Since I started with a small group, why not continue the trend? The first group of burrowers also consists of only two species. In sharp contrast to the two rock dragons, however, these two look almost identical. They're both called "netted dragons" because it looks like someone's taken a plain-coloured dragon and tied a fish-net stocking over it. I guess they're rather kinky fellas. 

Though they're both named for their geographical distributions, as the central and western netted dragons, in reality their ranges overlap quite extensively. The central netted dragon is found over a huge swath of Australia, as can be seen in the map below which I screen-grabbed from the Atlas of Living Australia. The western netted dragon is more restricted to southwest Australia, but is still found over a huge area. The atlas is not perfect, and some of these points are almost certainly erroneous. For example, the central netted dragon record from Brisbane and the western netted dragon record from Katherine.

The ranges of the central (in green) and western (in brown) netted dragons, according to the records of the Atlas of Living Australia.

Central Netted Dragon (Ctenophorus nuchalis)

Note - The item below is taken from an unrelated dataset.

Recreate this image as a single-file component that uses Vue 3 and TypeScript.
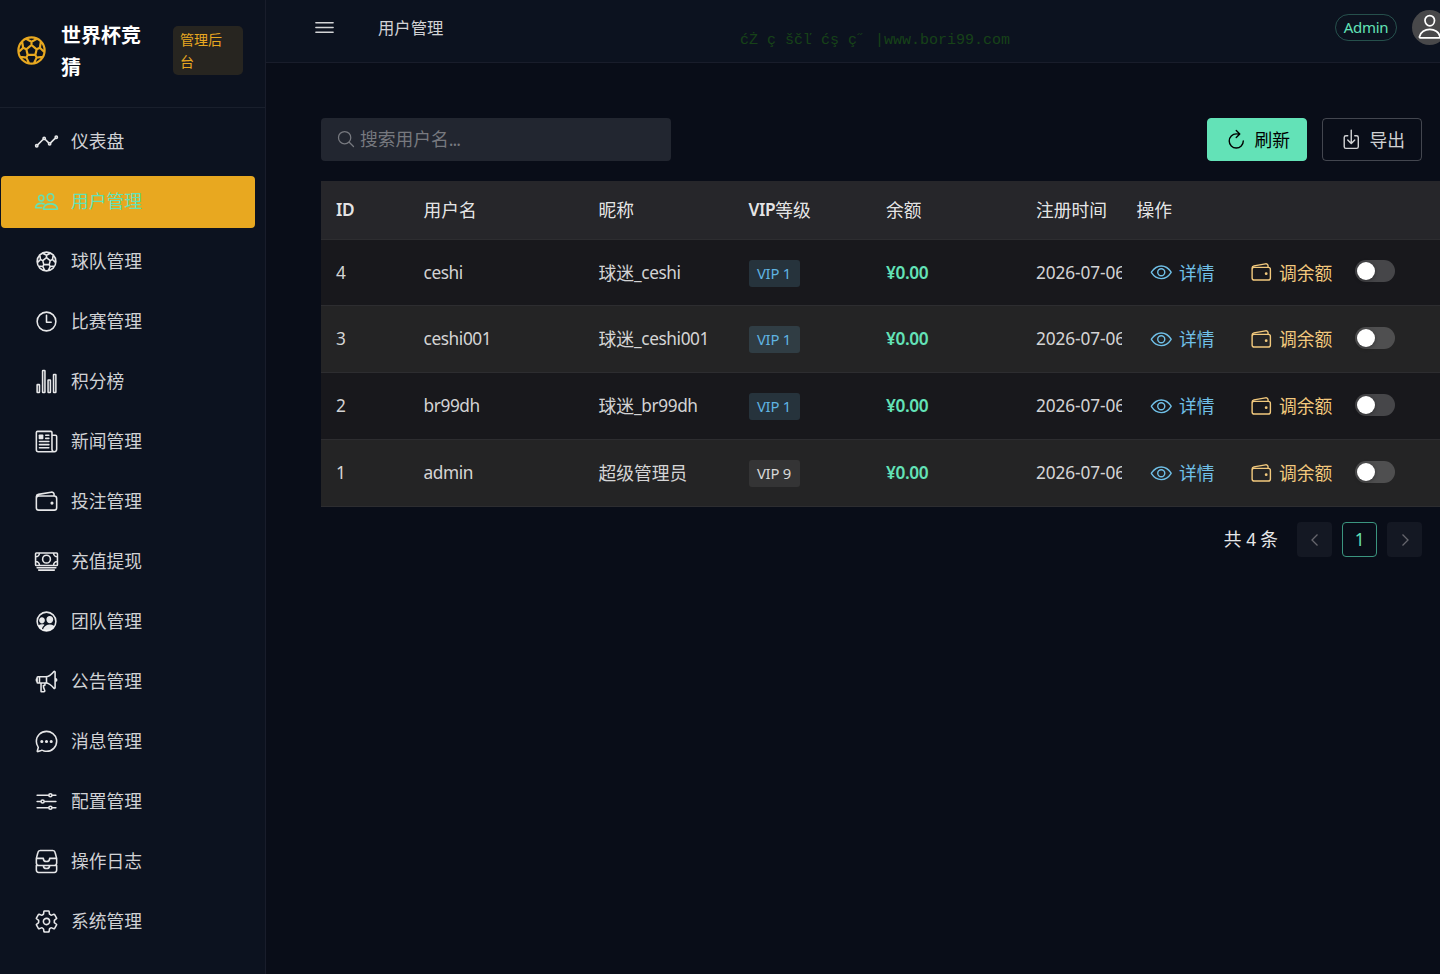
<script setup lang="ts">
import { ref } from 'vue'

interface Glyph {
  line: string
  fill?: string
  width?: number
}

interface User {
  id: number
  name: string
  nick: string
  vip: number
  balance: string
  created: string
}

const dot = (cx: number, cy: number, r: number): string =>
  `M${cx - r} ${cy}a${r} ${r} 0 1 0 ${2 * r} 0a${r} ${r} 0 1 0 ${-2 * r} 0z`

const glyphs: Record<string, Glyph> = {
  analytics: {
    line: 'M344 280l88-88M232 216l64 64M80 320l104-104' + dot(456, 168, 24) + dot(320, 304, 24) + dot(208, 192, 24) + dot(56, 344, 24),
  },
  people: {
    line: 'M402 168c-2.93 40.67-33.1 72-66 72s-63.12-31.32-66-72c-3-42.31 26.37-72 66-72s69 30.46 66 72zM336 304c-65.17 0-127.84 32.37-143.54 95.41-2.08 8.34 3.15 16.59 11.72 16.59h263.65c8.57 0 13.77-8.25 11.72-16.59C463.85 335.36 401.18 304 336 304zM200 185.94c-2.34 32.48-26.72 58.06-53 58.06s-50.7-25.57-53-58.06C91.61 152.15 115.34 128 147 128s55.39 24.77 53 57.94zM206 306c-18.05-8.27-37.93-11.45-59-11.45-52 0-102.1 25.85-114.65 76.2-1.65 6.66 2.53 13.25 9.37 13.25H154',
  },
  football: {
    line: dot(256, 256, 192) + 'M256 175l-76 64 20 81h112l20-81zM256 175v-47M177 86l79 42 79-42M332 239l46-23M393 128l-15 88 65 63M180 239l-46-23M119 128l15 88-65 63M312 320l19 40M420 347l-89 13-39 81M200 320l-19 40M92 347l89 13 39 81',
  },
  time: { line: dot(256, 256, 192) + 'M256 128v144h96' },
  chart: {
    line: 'M72 320h32a8 8 0 018 8v144a8 8 0 01-8 8H72a8 8 0 01-8-8V328a8 8 0 018-8zM296 224h32a8 8 0 018 8v240a8 8 0 01-8 8h-32a8 8 0 01-8-8V232a8 8 0 018-8zM408 112h32a8 8 0 018 8v352a8 8 0 01-8 8h-32a8 8 0 01-8-8V120a8 8 0 018-8zM184 32h32a8 8 0 018 8v432a8 8 0 01-8 8h-32a8 8 0 01-8-8V40a8 8 0 018-8z',
  },
  news: {
    line: 'M368 415.86V72a24.07 24.07 0 00-24-24H72a24.07 24.07 0 00-24 24v352a40.12 40.12 0 0040 40h328M416 464h0a48 48 0 01-48-48V128h72a24 24 0 0124 24v264a48 48 0 01-48 48zM240 128h64M240 192h64M112 256h192M112 320h192M112 384h192',
    fill: 'M176 208h-64a16 16 0 01-16-16v-64a16 16 0 0116-16h64a16 16 0 0116 16v64a16 16 0 01-16 16z',
  },
  wallet: {
    line: 'M96 144h320a48 48 0 0148 48v192a48 48 0 01-48 48H96a48 48 0 01-48-48V192a48 48 0 0148-48zM411.36 144v-30A50 50 0 00352 64.9L88.64 109.85A50 50 0 0048 159v49',
    fill: 'M368 320a32 32 0 1132-32 32 32 0 01-32 32z',
  },
  cash: {
    line: 'M48 80h416a16 16 0 0116 16v224a16 16 0 01-16 16H48a16 16 0 01-16-16V96a16 16 0 0116-16zM64 384h384M96 432h320M480 160a80 80 0 01-80-80M32 160a80 80 0 0080-80M480 256a80 80 0 00-80 80M32 256a80 80 0 0180 80' + dot(256, 208, 80),
  },
  team: {
    line: dot(256, 256, 192),
    fill: 'M323.67 292c-17.4 0-34.21-7.72-47.34-21.73a83.76 83.76 0 01-22-51.32c-1.47-20.7 4.88-39.75 17.88-53.62S303.38 144 323.67 144c20.14 0 38.37 7.62 51.33 21.46s19.47 33 18 53.51a84 84 0 01-22 51.3C357.86 284.28 341.06 292 323.67 292zM163.82 295.36c-29.76 0-55.93-27.51-58.33-61.33-1.23-17.32 4.15-33.33 15.17-45.08s26.22-18 43.15-18 32.12 6.44 43.07 18.14 16.5 27.82 15.25 45c-2.44 33.77-28.6 61.27-58.31 61.27zM420.37 355.28c-1.59-4.7-5.46-9.71-13.22-14.46-23.46-14.33-52.32-21.91-83.48-21.91-30.57 0-60.23 7.9-83.53 22.25-26.25 16.17-43.89 39.75-51 68.18-1.68 6.69-4.13 19.14-1.51 26.11a192.18 192.18 0 00232.75-80.17zM163.63 401.37c7.07-28.21 22.12-51.73 45.47-70.75a8 8 0 00-2.59-13.77c-12-3.83-25.7-5.88-42.69-5.88-23.82 0-49.11 6.45-68.14 18.17-5.4 3.33-10.7 4.61-14.78 5.75a192.84 192.84 0 0077.78 86.64l1.79-.14a102.82 102.82 0 013.16-20.02z',
  },
  megaphone: {
    line: 'M407.94 52.22S321.3 160 240 160H80a16 16 0 00-16 16v96a16 16 0 0016 16h160c81.3 0 167.94 108.23 167.94 108.23 6.06 8 24.06 2.52 24.06-9.83V62c0-12.31-17-18.82-24.06-9.78zM64 256s-16-6-16-32 16-32 16-32M448 246s16-4.33 16-22-16-22-16-22M256 160v128M112 160v128M144 288v168a8 8 0 008 8h53a16 16 0 0015.29-20.73C211.91 416.39 192 386.08 192 336h16a16 16 0 0016-16v-16a16 16 0 00-16-16h-16',
  },
  chat: {
    line: 'M87.48 380c1.2-4.38-1.43-10.47-3.94-14.86a42.63 42.63 0 00-2.54-3.8 199.81 199.81 0 01-33-110C47.64 139.09 140.72 48 255.82 48 356.2 48 440 117.54 459.57 209.85a199 199 0 014.43 41.64c0 112.41-89.49 204.93-204.59 204.93-18.31 0-43-4.6-56.47-8.37s-26.92-8.77-30.39-10.11a31.14 31.14 0 00-11.13-2.07 30.7 30.7 0 00-12.08 2.43L81.5 462.78a15.92 15.92 0 01-4.66 1.22 9.61 9.61 0 01-9.58-9.74 15.85 15.85 0 01.6-3.29z',
    fill: dot(160, 256, 32) + dot(256, 256, 32) + dot(352, 256, 32),
  },
  options: {
    line: 'M368 128h80M64 128h240M368 384h80M64 384h240M208 256h240M64 256h80' + dot(336, 128, 32) + dot(176, 256, 32) + dot(336, 384, 32),
  },
  tray: {
    line: 'M48 336v96a48.14 48.14 0 0048 48h320a48.14 48.14 0 0048-48v-96M48 336h144M320 336h144M192 336a64 64 0 00128 0M384 32H128c-26 0-43 14-48 40L48 192v96a48.14 48.14 0 0048 48h320a48.14 48.14 0 0048-48v-96L432 72c-5-27-23-40-48-40zM48 192h144M320 192h144M192 192a64 64 0 00128 0',
  },
  settings: {
    line: 'M262.29 192.31a64 64 0 1057.4 57.4 64.13 64.13 0 00-57.4-57.4zM416.39 256a154.34 154.34 0 01-1.53 20.79l45.21 35.46a10.81 10.81 0 012.45 13.75l-42.77 74a10.81 10.81 0 01-13.14 4.59l-44.9-18.08a16.11 16.11 0 00-15.17 1.75A164.48 164.48 0 01325 400.8a15.94 15.94 0 00-8.82 12.14l-6.73 47.89a11.08 11.08 0 01-10.68 9.17h-85.54a11.11 11.11 0 01-10.69-8.87l-6.72-47.82a16.07 16.07 0 00-9-12.22 155.3 155.3 0 01-21.46-12.57 16 16 0 00-15.11-1.71l-44.89 18.07a10.81 10.81 0 01-13.14-4.58l-42.77-74a10.8 10.8 0 012.45-13.75l38.21-30a16.05 16.05 0 006-14.08c-.36-4.17-.58-8.33-.58-12.5s.21-8.27.58-12.35a16 16 0 00-6.07-13.94l-38.19-30A10.81 10.81 0 0149.48 186l42.77-74a10.81 10.81 0 0113.14-4.59l44.9 18.08a16.11 16.11 0 0015.17-1.75A164.48 164.48 0 01187 111.2a15.94 15.94 0 008.82-12.14l6.73-47.89A11.08 11.08 0 01213.23 42h85.54a11.11 11.11 0 0110.69 8.87l6.72 47.82a16.07 16.07 0 009 12.22 155.3 155.3 0 0121.46 12.57 16 16 0 0015.11 1.71l44.89-18.07a10.81 10.81 0 0113.14 4.58l42.77 74a10.8 10.8 0 01-2.45 13.75l-38.21 30a16.05 16.05 0 00-6.05 14.08c.33 4.14.55 8.3.55 12.47z',
  },
}

const menu = [
  { icon: 'analytics', label: '仪表盘' },
  { icon: 'people', label: '用户管理' },
  { icon: 'football', label: '球队管理' },
  { icon: 'time', label: '比赛管理' },
  { icon: 'chart', label: '积分榜' },
  { icon: 'news', label: '新闻管理' },
  { icon: 'wallet', label: '投注管理' },
  { icon: 'cash', label: '充值提现' },
  { icon: 'team', label: '团队管理' },
  { icon: 'megaphone', label: '公告管理' },
  { icon: 'chat', label: '消息管理' },
  { icon: 'options', label: '配置管理' },
  { icon: 'tray', label: '操作日志' },
  { icon: 'settings', label: '系统管理' },
]
const active = ref('用户管理')

const users = ref<User[]>([
  { id: 4, name: 'ceshi', nick: '球迷_ceshi', vip: 1, balance: '¥0.00', created: '2026-07-06' },
  { id: 3, name: 'ceshi001', nick: '球迷_ceshi001', vip: 1, balance: '¥0.00', created: '2026-07-06' },
  { id: 2, name: 'br99dh', nick: '球迷_br99dh', vip: 1, balance: '¥0.00', created: '2026-07-06' },
  { id: 1, name: 'admin', nick: '超级管理员', vip: 9, balance: '¥0.00', created: '2026-07-06' },
])

// Splits a label into Latin and Chinese runs, which are set at different sizes.
const runs = (text: string): { text: string; latin: boolean }[] =>
  (text.match(/[\x20-\x7e]+|[^\x20-\x7e]+/g) ?? []).map((t) => ({ text: t, latin: /^[\x20-\x7e]/.test(t) }))
</script>

<template>
  <div class="app">
    <aside class="sidebar">
      <div class="brand">
        <svg class="brand-icon" viewBox="0 0 512 512"><path class="ln" :d="glyphs.football.line" /></svg>
        <div class="brand-name">世界杯竞猜</div>
        <div class="brand-tag">管理后台</div>
      </div>
      <nav class="menu">
        <a
          v-for="item in menu"
          :key="item.label"
          class="menu-item"
          :class="{ active: item.label === active }"
          @click="active = item.label"
        >
          <svg class="menu-icon" viewBox="0 0 512 512">
            <path class="ln" :d="glyphs[item.icon].line" />
            <path v-if="glyphs[item.icon].fill" class="fl" :d="glyphs[item.icon].fill" />
          </svg>
          <span>{{ item.label }}</span>
        </a>
      </nav>
    </aside>

    <section class="main">
      <header class="header">
        <svg class="burger" viewBox="0 0 512 512"><path class="ln" d="M80 160h352M80 256h352M80 352h352" /></svg>
        <span class="crumb">用户管理</span>
        <span class="watermark">ćŻ ç ščľ ćş ç˝ |www.bori99.com</span>
        <span class="role">Admin</span>
        <span class="avatar">
          <svg viewBox="0 0 512 512">
            <path class="ln" d="M344 144c-3.92 52.87-44 96-88 96s-84.15-43.12-88-96c-4-55 35-96 88-96s92 42 88 96zM256 304c-87 0-175.3 48-191.64 138.6C62.39 453.52 68.57 464 80 464h352c11.44 0 17.62-10.48 15.65-21.4C431.3 352 343 304 256 304z" />
          </svg>
        </span>
      </header>

      <div class="content">
        <div class="toolbar">
          <label class="search">
            <svg viewBox="0 0 512 512"><path class="ln" d="M221.09 64a157.09 157.09 0 10157.09 157.09A157.1 157.1 0 00221.09 64zM338.29 338.29L448 448" /></svg>
            <span>搜索用户名<span class="dots">...</span></span>
          </label>
          <button class="btn primary">
            <svg viewBox="0 0 512 512"><path class="ln" d="M320 146s24.36-12-64-12a160 160 0 10160 160M256 58l80 80-80 80" /></svg>
            <span>刷新</span>
          </button>
          <button class="btn">
            <svg viewBox="0 0 512 512"><path class="ln" d="M336 176h40a40 40 0 0140 40v208a40 40 0 01-40 40H136a40 40 0 01-40-40V216a40 40 0 0140-40h40M176 272l80 80 80-80M256 48v288" /></svg>
            <span>导出</span>
          </button>
        </div>

        <div class="table">
          <div class="row head">
            <div class="cell"><b class="lat">ID</b></div>
            <div class="cell">用户名</div>
            <div class="cell">昵称</div>
            <div class="cell"><b class="lat">VIP</b>等级</div>
            <div class="cell">余额</div>
            <div class="cell">注册时间</div>
            <div class="cell">操作</div>
          </div>
          <div v-for="u in users" :key="u.id" class="row">
            <div class="cell lat">{{ u.id }}</div>
            <div class="cell lat">{{ u.name }}</div>
            <div class="cell">
              <span v-for="(r, i) in runs(u.nick)" :key="i" :class="{ lat: r.latin }">{{ r.text }}</span>
            </div>
            <div class="cell"><span class="tag" :class="{ plain: u.vip > 8 }">VIP {{ u.vip }}</span></div>
            <div class="cell lat money">{{ u.balance }}</div>
            <div class="cell lat date">{{ u.created }}</div>
            <div class="cell ops">
              <a class="op info">
                <svg viewBox="0 0 512 512">
                  <path class="ln" d="M255.66 112c-77.94 0-157.89 45.11-220.83 135.33a16 16 0 00-.27 17.77C82.92 340.8 161.8 400 255.66 400c92.84 0 173.34-59.38 221.79-135.25a16.14 16.14 0 000-17.47C428.89 172.28 347.8 112 255.66 112z" />
                  <circle class="ln" cx="256" cy="256" r="80" />
                </svg>
                <span>详情</span>
              </a>
              <a class="op warn">
                <svg viewBox="0 0 512 512">
                  <path class="ln" :d="glyphs.wallet.line" />
                  <path class="fl" :d="glyphs.wallet.fill" />
                </svg>
                <span>调余额</span>
              </a>
              <span class="switch"><i></i></span>
            </div>
          </div>
        </div>

        <div class="pager">
          <span class="total">共 <span class="lat">4</span> 条</span>
          <span class="page off"><svg viewBox="0 0 16 16"><path d="M10.5 2.5L5 8l5.5 5.5" /></svg></span>
          <span class="page on lat">1</span>
          <span class="page off"><svg viewBox="0 0 16 16"><path d="M5.5 2.5L11 8l-5.5 5.5" /></svg></span>
        </div>
      </div>
    </section>
  </div>
</template>

<style>
html,
body {
  margin: 0;
  background: #090d18;
  overflow: hidden;
}
</style>

<style scoped>
.app {
  display: flex;
  width: 1440px;
  height: 974px;
  overflow: hidden;
  background: #090d18;
  color: rgba(255, 255, 255, 0.82);
  font-family: 'Noto Sans', 'Noto Sans CJK SC', sans-serif;
  font-size: 17.75px;
  line-height: 28px;
  box-sizing: border-box;
}
.app * {
  box-sizing: border-box;
}
.ln {
  fill: none;
  stroke: currentColor;
  stroke-width: 32;
  stroke-linecap: round;
  stroke-linejoin: round;
}
.fl {
  fill: currentColor;
}
.lat {
  font-size: 17.25px;
  letter-spacing: -0.4px;
}
svg {
  display: block;
  flex: none;
}

.sidebar {
  flex: none;
  width: 266px;
  background: #0c121f;
  border-right: 1px solid #191d2b;
}
.brand {
  display: flex;
  align-items: center;
  height: 108px;
  padding: 0 22px 7px 14px;
  border-bottom: 1px solid #191f2c;
}
.brand-icon {
  width: 35px;
  height: 35px;
  color: #e8a820;
}
.brand-name {
  width: 82px;
  margin-left: 12px;
  padding-top: 4px;
  color: #fff;
  font-size: 20px;
  font-weight: 700;
  line-height: 32px;
}
.brand-tag {
  width: 70px;
  height: 49px;
  margin-left: auto;
  padding: 3px 14px 2px 7px;
  border-radius: 5px;
  background: #272520;
  color: #e8a820;
  font-size: 14px;
  line-height: 22px;
}
.menu {
  display: flex;
  flex-direction: column;
  gap: 8px;
  padding: 8px 10px 0 1px;
}
.menu-item {
  display: flex;
  align-items: center;
  gap: 12px;
  height: 52px;
  padding: 0 0 2px 33px;
  border-radius: 4px;
}
.menu-icon {
  width: 25px;
  height: 25px;
  color: rgba(255, 255, 255, 0.9);
}
.menu-item.active {
  background: #e8a820;
  color: #63e2b7;
}
.active .menu-icon {
  color: #63e2b7;
}

.main {
  flex: 1;
  min-width: 0;
}
.header {
  position: relative;
  display: flex;
  align-items: center;
  height: 63px;
  padding: 0 0 8px 46px;
  background: #0c121f;
  border-bottom: 1px solid #191d2b;
}
.burger {
  width: 25px;
  height: 25px;
}
.crumb {
  margin-left: 41px;
  padding-top: 2px;
  font-size: 16.35px;
}
.watermark {
  position: absolute;
  left: 474px;
  top: 31px;
  color: #174218;
  font-family: 'Liberation Mono', monospace;
  font-size: 15px;
  line-height: 20px;
  white-space: pre;
}
.role {
  width: 62px;
  height: 27px;
  margin-left: auto;
  border: 1px solid rgba(99, 226, 183, 0.3);
  border-radius: 14px;
  color: #63e2b7;
  font-size: 15px;
  letter-spacing: -0.3px;
  line-height: 25px;
  text-align: center;
}
.avatar {
  display: flex;
  align-items: center;
  justify-content: center;
  flex: none;
  width: 35px;
  height: 35px;
  margin: 0 -7px 0 15px;
  border-radius: 50%;
  background: #48484a;
  color: #fff;
}
.avatar svg {
  width: 27.5px;
  height: 27.5px;
}

.content {
  padding: 55px 0 0 55px;
}
.toolbar {
  display: flex;
  gap: 15px;
  padding-right: 18px;
}
.search {
  display: flex;
  align-items: center;
  gap: 4px;
  width: 350px;
  height: 43px;
  margin-right: auto;
  padding: 0 0 1px 15px;
  border-radius: 4px;
  background: #222630;
  color: #77797f;
}
.search svg {
  width: 20px;
  height: 20px;
}
.dots {
  letter-spacing: -1px;
}
.btn {
  display: flex;
  align-items: center;
  justify-content: center;
  gap: 7px;
  width: 100px;
  height: 43px;
  padding: 0 0 0 1px;
  border: 1px solid rgba(255, 255, 255, 0.24);
  border-radius: 4px;
  background: transparent;
  color: rgba(255, 255, 255, 0.82);
  font: inherit;
}
.btn svg {
  width: 22.5px;
  height: 22.5px;
}
.btn.primary {
  border-color: #63e2b7;
  background: #63e2b7;
  color: #000;
}

.table {
  margin-top: 20px;
}
.row {
  display: grid;
  grid-template-columns: 87.5px 175px 150px 137.5px 150px 100.5px 1fr;
  height: 67px;
  background: #18181c;
  border-bottom: 1px solid #2d2d30;
}
.row:nth-child(2) {
  height: 66px;
}
.row:nth-child(odd) {
  background: #242425;
}
.row.head {
  height: 59px;
  background: #26262a;
  color: rgba(255, 255, 255, 0.9);
}
.head b {
  font-weight: 600;
}
.cell {
  display: flex;
  align-items: center;
  padding-left: 15px;
  white-space: nowrap;
}
.tag {
  width: 51px;
  height: 27px;
  margin-top: 1px;
  border-radius: 3px;
  background: rgba(112, 192, 232, 0.16);
  color: #5fb4e2;
  font-size: 14.8px;
  letter-spacing: -0.2px;
  line-height: 27px;
  text-align: center;
}
.tag.plain {
  background: #343435;
  color: rgba(255, 255, 255, 0.82);
}
.money {
  color: #63e2b7;
  font-weight: 600;
}
.date {
  overflow: hidden;
  letter-spacing: -0.1px;
}
.ops {
  padding-left: 28px;
}
.op {
  display: flex;
  align-items: center;
  gap: 7px;
}
.op svg {
  width: 22.5px;
  height: 22.5px;
}
.info {
  width: 100px;
  color: #70c0e8;
}
.warn {
  width: 105.5px;
  color: #f2c97d;
}
.switch {
  width: 40px;
  height: 22px;
  margin-bottom: 3px;
  padding: 2px;
  border-radius: 11px;
  background: rgba(255, 255, 255, 0.2);
}
.switch i {
  display: block;
  width: 18px;
  height: 18px;
  border-radius: 50%;
  background: #fff;
  box-shadow: 0 1px 4px rgba(0, 0, 0, 0.35);
}

.pager {
  display: flex;
  justify-content: flex-end;
  align-items: center;
  gap: 10px;
  margin-top: 15px;
  padding-right: 18px;
}
.total {
  margin-right: 9px;
  color: #e6e7e8;
}
.page {
  display: flex;
  align-items: center;
  justify-content: center;
  width: 35px;
  height: 35px;
  border-radius: 4px;
}
.page.off {
  background: #141823;
}
.page.on {
  border: 1px solid #3b957f;
  color: #63e2b7;
}
.page svg {
  width: 16px;
  height: 16px;
  fill: none;
  stroke: #66666d;
  stroke-width: 1.3;
}
</style>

The central netted dragon (Ctenophorus nuchalis) is one of Australia's most recognisable and ubiquitous lizards. The only lizards I can think of that beat the central netted dragon in these two categories are the bearded dragons (Pogonas vitticeps and barbata). Maybe the bluetongues of the genus Tiliqua. Though central netted dragons may not be quite as ubiquitous or famous as those critters, they share many of the same characteristics. They are tough as nails, live happily in the harshest habitats Australia offers, and make wonderful pets. They are easy to breed in captivity and are regularly available in the pet trade in Australia.

A hatchling central netted dragon that was bred here at the ANU. Central netted dragons are easy to breed and make excellent pets. Photo by Lisa Schwanz.

Central netted dragons are found across a wide variety of habitats here in Australia, but they seem to be at their densest in red sand country. Driving along a dirt track in a sandy area of central Australia can give you the impression that these guys exist in plague proportions. Because they are so common, they are well known to the people who live in the Australian outback. When I showed some cattle ranchers what we were looking for, they knew the lizards quite well and referred to them as "gumby lizards" apparently because of their dumpy heads. They love to sit along the side of dirt tracks, on that little elevated mound of dirt made by the grater as it smooths out the road (about the same thing as what a snow plow used to leave on my driveway back in Canada, after I'd already shovelled it.) Being burrowers, they'll usually have a little burrow in the mound, which they'll duck back into if they feel threatened. 

A red dirt track with sand ridges makes perfect central netted dragon habitat. Henbury Station, Northern Territory, 2012.

Western Netted Dragon (Ctenophorus reticulatus)

The other species in this group of burrowers, the western netted dragon (Ctenophorus reticulatus), looks very similar to the central netted dragon, to the point where you have to examine the shape of their femoral pores to be sure of which species you're looking at. However, western netted dragons are a heck a lot rarer than central netteds. We spent a fair amount of time in western netted dragon territory during my fieldwork, and in that whole time, every netted dragon we ever caught was a central. In 2013 we spent a week doing research outside the range of the central netted dragon, so every netted dragon we saw was pretty much guaranteed to be a western. In that week, I saw two lizards I was pretty sure were netted dragons. Both times we failed to catch the dragon, so I'll never know for sure if I've ever seen a western netted dragon. Good thing we didn't need them for my PhD!